The TSA said the man, Nigerian Bimbo Olumuyiwa Oyewole, never worked for TSA and the agency did not issue the man's security badge. The TSA requires a background criminal and terror check for employees who work at airports. Oyewole was screened through that process, but because he worked at the airport for so long, the TSA did not do a separate check that would verify his identification, the agency said.
The House Homeland Security Committee conducted an oversight hearing Wednesday, and a senior TSA official, assistant administrator John Sammon, said he could not assure lawmakers there were no other such cases around the country.
"We don't know whether they are who they say they are," said Rep. Bennie Thompson, D-Miss.
People who pose a threat can obtain government security badges for U.S. airports because the TSA inadequately investigates the backgrounds of badge applicants, said the agency's acting inspector general, Charles Edwards. This includes missed signs that such people might be dangerous, or confirmation they are American citizens, Edwards said.
Some of these security gaps could be resolved with a new government rule that would require a criminal history check every five years and strengthen other identification reviews, Sammon said.
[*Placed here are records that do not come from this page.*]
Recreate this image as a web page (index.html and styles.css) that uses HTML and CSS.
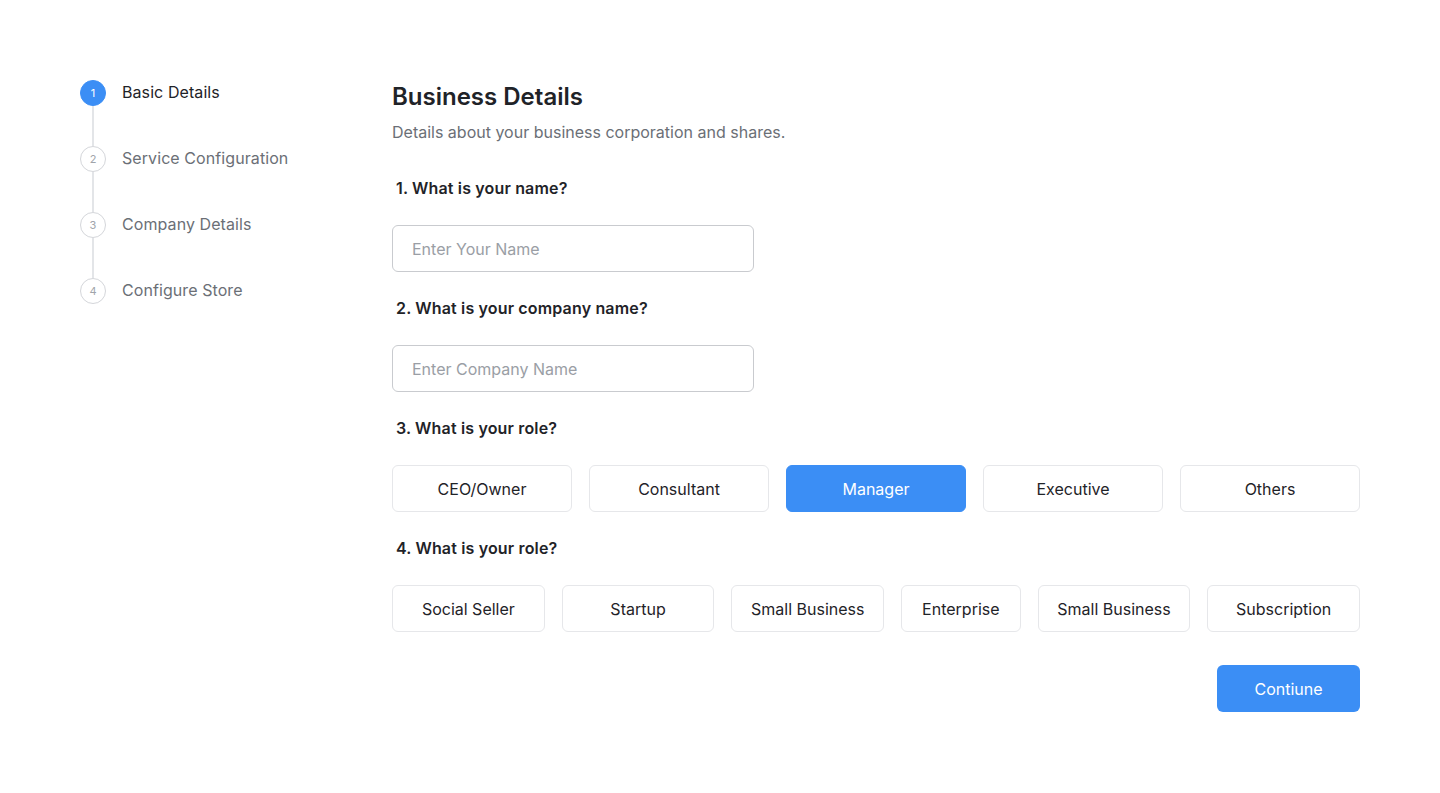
FILE: index.html
```html
<!DOCTYPE html>
<html lang="en">
<head>
<meta charset="utf-8">
<title>Business Details</title>
<link rel="stylesheet" href="styles.css">
</head>
<body>
<div class="page">
  <aside class="stepper">
    <div class="step active">
      <div class="step-marker"><span class="dot">1</span><span class="line"></span></div>
      <span class="step-label">Basic Details</span>
    </div>
    <div class="step">
      <div class="step-marker"><span class="dot">2</span><span class="line"></span></div>
      <span class="step-label">Service Configuration</span>
    </div>
    <div class="step">
      <div class="step-marker"><span class="dot">3</span><span class="line"></span></div>
      <span class="step-label">Company Details</span>
    </div>
    <div class="step last">
      <div class="step-marker"><span class="dot">4</span></div>
      <span class="step-label">Configure Store</span>
    </div>
  </aside>
  <main class="form">
    <h1 class="title">Business Details</h1>
    <p class="subtitle">Details about your business corporation and shares.</p>

    <label class="question">1. What is your name?</label>
    <div class="input">Enter Your Name</div>

    <label class="question">2. What is your company name?</label>
    <div class="input">Enter Company Name</div>

    <label class="question">3. What is your role?</label>
    <div class="options five">
      <div class="option">CEO/Owner</div>
      <div class="option">Consultant</div>
      <div class="option selected">Manager</div>
      <div class="option">Executive</div>
      <div class="option">Others</div>
    </div>

    <label class="question">4. What is your role?</label>
    <div class="options six">
      <div class="option">Social Seller</div>
      <div class="option">Startup</div>
      <div class="option">Small Business</div>
      <div class="option narrow">Enterprise</div>
      <div class="option">Small Business</div>
      <div class="option">Subscription</div>
    </div>

    <div class="actions">
      <button class="continue">Contiune</button>
    </div>
  </main>
</div>
</body>
</html>
```
FILE: styles.css
```css
* { box-sizing: border-box; }
html, body { margin: 0; padding: 0; background: #ffffff; }
body {
  font-family: Inter, "Noto Sans", "Liberation Sans", sans-serif;
  color: #1f2328;
  -webkit-font-smoothing: antialiased;
}
.page {
  display: flex;
  padding: 80px 80px 0 80px;
}
.stepper {
  width: 312px;
  flex: none;
  display: flex;
  flex-direction: column;
}
.step {
  display: flex;
  align-items: flex-start;
  height: 66px;
}
.step-marker {
  width: 26px;
  display: flex;
  flex-direction: column;
  align-items: center;
  height: 66px;
}
.dot {
  width: 26px;
  height: 26px;
  border-radius: 50%;
  border: 1px solid #d4d6da;
  color: #a0a4aa;
  font-size: 11px;
  display: flex;
  align-items: center;
  justify-content: center;
  flex: none;
  background: #fff;
}
.step.active .dot {
  background: #3b8ef5;
  border-color: #3b8ef5;
  color: #ffffff;
}
.line {
  width: 2px;
  flex: 1;
  background: #e3e5e8;
}
.step-label {
  margin-left: 16px;
  font-size: 16px;
  line-height: 26px;
  color: #6b6f76;
  margin-top: -1px;
  letter-spacing: 0.005em;
}
.step.active .step-label { color: #1f2328; }

.form {
  flex: 1;
  display: flex;
  flex-direction: column;
  max-width: 968px;
}
.title {
  margin: 1px 0 0 0;
  font-size: 24px;
  line-height: 32px;
  font-weight: 600;
  color: #1f2328;
}
.subtitle {
  margin: 7px 0 0 0;
  font-size: 16px;
  line-height: 24px;
  color: #6b6f76;
}
.question {
  display: block;
  margin: 32px 0 25px 4px;
  font-size: 16px;
  line-height: 24px;
  font-weight: 600;
  color: #1f2328;
  letter-spacing: 0.01em;
}
.input + .question, .options + .question { margin-top: 24px; }
.input {
  width: 362px;
  height: 47px;
  border: 1px solid #c9cbcf;
  border-radius: 6px;
  padding: 0 19px;
  display: flex;
  align-items: center;
  font-size: 16px;
  color: #9a9ea5;
}
.options {
  display: flex;
  gap: 17px;
}
.option {
  flex: 1 1 0;
  height: 47px;
  border: 1px solid #e6e7ea;
  border-radius: 6px;
  display: flex;
  align-items: center;
  justify-content: center;
  font-size: 16px;
  color: #1f2328;
  background: #fff;
}
.option.narrow { flex: 0.78 1 0; }
.option.selected {
  background: #3b8ef5;
  border-color: #3b8ef5;
  color: #ffffff;
}
.actions {
  display: flex;
  justify-content: flex-end;
  margin-top: 33px;
}
.continue {
  width: 143px;
  height: 47px;
  border: none;
  border-radius: 6px;
  background: #3b8ef5;
  color: #ffffff;
  font-family: inherit;
  font-size: 16px;
}
```
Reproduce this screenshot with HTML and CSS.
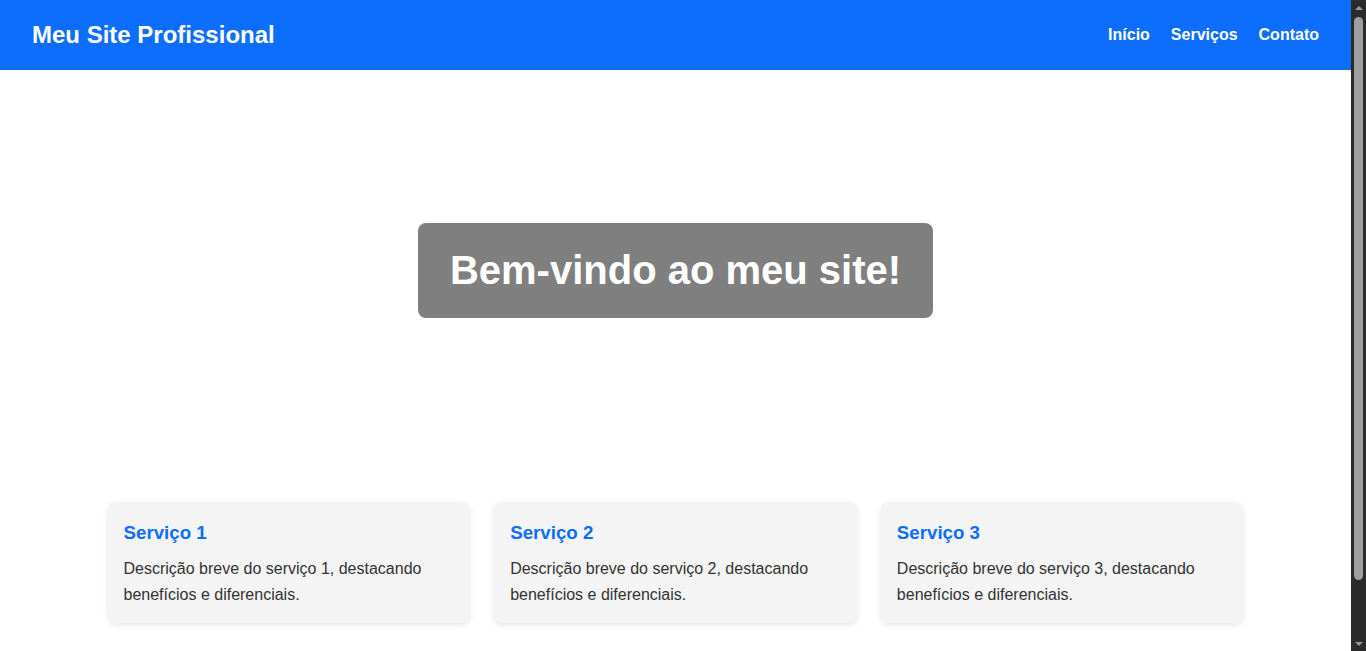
FILE: index.html
```html
<!DOCTYPE html>
<html lang="pt-BR">
<head>
<meta charset="UTF-8">
<title>Meu Site Profissional</title>
<link rel="stylesheet" href="styles.css">
</head>
<body>
<div class="page">
  <header class="site-header">
    <h1 class="brand">Meu Site Profissional</h1>
    <nav class="nav">
      <a href="#inicio">Início</a>
      <a href="#servicos">Serviços</a>
      <a href="#contato">Contato</a>
    </nav>
  </header>
  <section class="hero" id="inicio">
    <h2 class="hero-title">Bem-vindo ao meu site!</h2>
  </section>
  <section class="services" id="servicos">
    <div class="card">
      <h3>Serviço 1</h3>
      <p>Descrição breve do serviço 1, destacando benefícios e diferenciais.</p>
    </div>
    <div class="card">
      <h3>Serviço 2</h3>
      <p>Descrição breve do serviço 2, destacando benefícios e diferenciais.</p>
    </div>
    <div class="card">
      <h3>Serviço 3</h3>
      <p>Descrição breve do serviço 3, destacando benefícios e diferenciais.</p>
    </div>
  </section>
  <footer class="site-footer" id="contato"></footer>
</div>
<div class="scrollbar" aria-hidden="true">
  <div class="sb-btn"><span class="arrow-up"></span></div>
  <div class="sb-track"><div class="sb-thumb"></div></div>
  <div class="sb-btn"><span class="arrow-down"></span></div>
</div>
</body>
</html>
```
FILE: styles.css
```css
* { box-sizing: border-box; }

html, body {
  margin: 0;
  height: 100%;
  overflow: hidden;
}

body {
  display: flex;
  font-family: "Liberation Sans", Arial, sans-serif;
  color: #333;
  background: #fff;
}

.page {
  flex: 1;
  min-width: 0;
}

/* vertical scrollbar strip */
.scrollbar {
  width: 15px;
  height: 100vh;
  flex: none;
  display: flex;
  flex-direction: column;
  background: #2b2b2b;
}

.sb-btn {
  height: 17px;
  display: flex;
  align-items: center;
  justify-content: center;
  flex: none;
}

.arrow-up {
  width: 0;
  height: 0;
  border-left: 4px solid transparent;
  border-right: 4px solid transparent;
  border-bottom: 4px solid #9a9a9a;
  margin-top: -2px;
}

.arrow-down {
  width: 0;
  height: 0;
  border-left: 4px solid transparent;
  border-right: 4px solid transparent;
  border-top: 4px solid #9a9a9a;
  margin-top: 2px;
}

.sb-track {
  flex: 1;
  padding: 0 3px;
}

.sb-thumb {
  height: 563px;
  background: #9f9f9f;
  border-radius: 5px;
}

.site-header {
  display: flex;
  justify-content: space-between;
  align-items: center;
  height: 70px;
  padding: 0 32px;
  background: #0d6efd;
  color: #fff;
}

.brand {
  margin: 0;
  font-size: 24px;
  font-weight: bold;
}

.nav {
  display: flex;
  gap: 21px;
}

.nav a {
  color: #fff;
  text-decoration: none;
  font-weight: bold;
  font-size: 16px;
}

.hero {
  height: 400px;
  display: flex;
  align-items: center;
  justify-content: center;
}

.hero-title {
  margin: 0;
  padding: 24px 32px;
  background: rgba(0, 0, 0, 0.5);
  color: #fff;
  font-size: 40px;
  line-height: 47px;
  font-weight: bold;
  border-radius: 8px;
}

.services {
  max-width: 1200px;
  margin: 0 auto;
  padding: 32px;
  display: grid;
  grid-template-columns: repeat(3, 1fr);
  gap: 24px;
}

.card {
  background: #f4f4f4;
  padding: 20px 16px 16px;
  border-radius: 8px;
  box-shadow: 0 2px 6px rgba(0, 0, 0, 0.1);
}

.card h3 {
  margin: 0 0 12px;
  font-size: 18.72px;
  color: #0d6efd;
}

.card p {
  margin: 0;
  font-size: 16px;
  line-height: 1.6;
}

.site-footer {
  height: 60px;
}
```
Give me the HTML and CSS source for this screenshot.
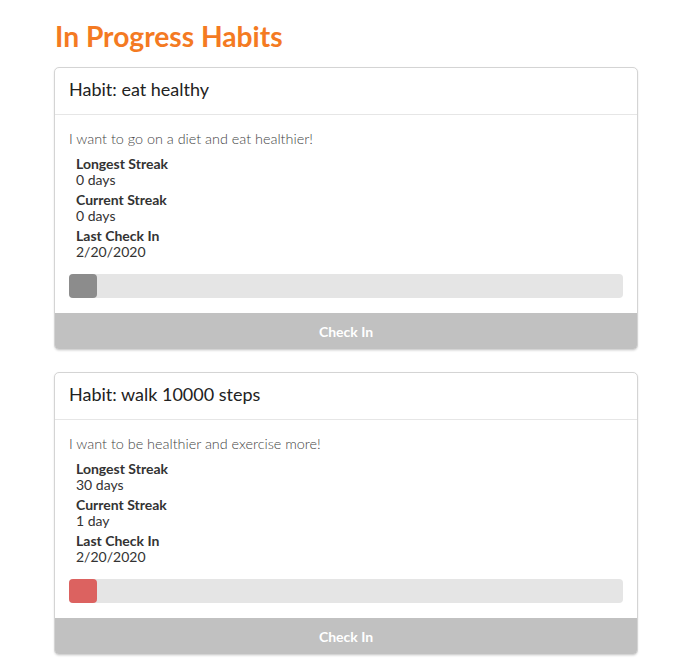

But he acknowledged that he couldn't assure lawmakers that the new rules _ still under development _ would catch every case of an airport worker using someone else's identity.
Oyewole is charged with using the identity of Jerry Thomas, a petty criminal who was shot outside a Queens, N.Y., YMCA in July 1992. Thomas' murder remains unsolved, but police in New York said Tuesday there is no evidence tying Oyewole to Thomas' shooting.
However, two law enforcement officials with knowledge of the investigation said that Oyewole began using Thomas' birth certificate and Social Security number three weeks before Thomas' murder. The officials requested anonymity because they weren't authorized to discuss details of the case publicly.
Authorities were alerted to Oyewole's alleged double life when the Port Authority of New York and New Jersey's inspector general's office in Hoboken received an anonymous letter, the officials said. The letter described Oyewole's using additional names, though those weren't divulged Tuesday.
The Port Authority, which operates the area's main airports and other transit hubs, said Oyewole entered the United States illegally in 1989 and had worked under several contractors at the airport, most recently FJC Security Services, and had supervised about 30 guards. The agency said its investigation found no indication that he used the fake identity for any reason other than to live in the United States.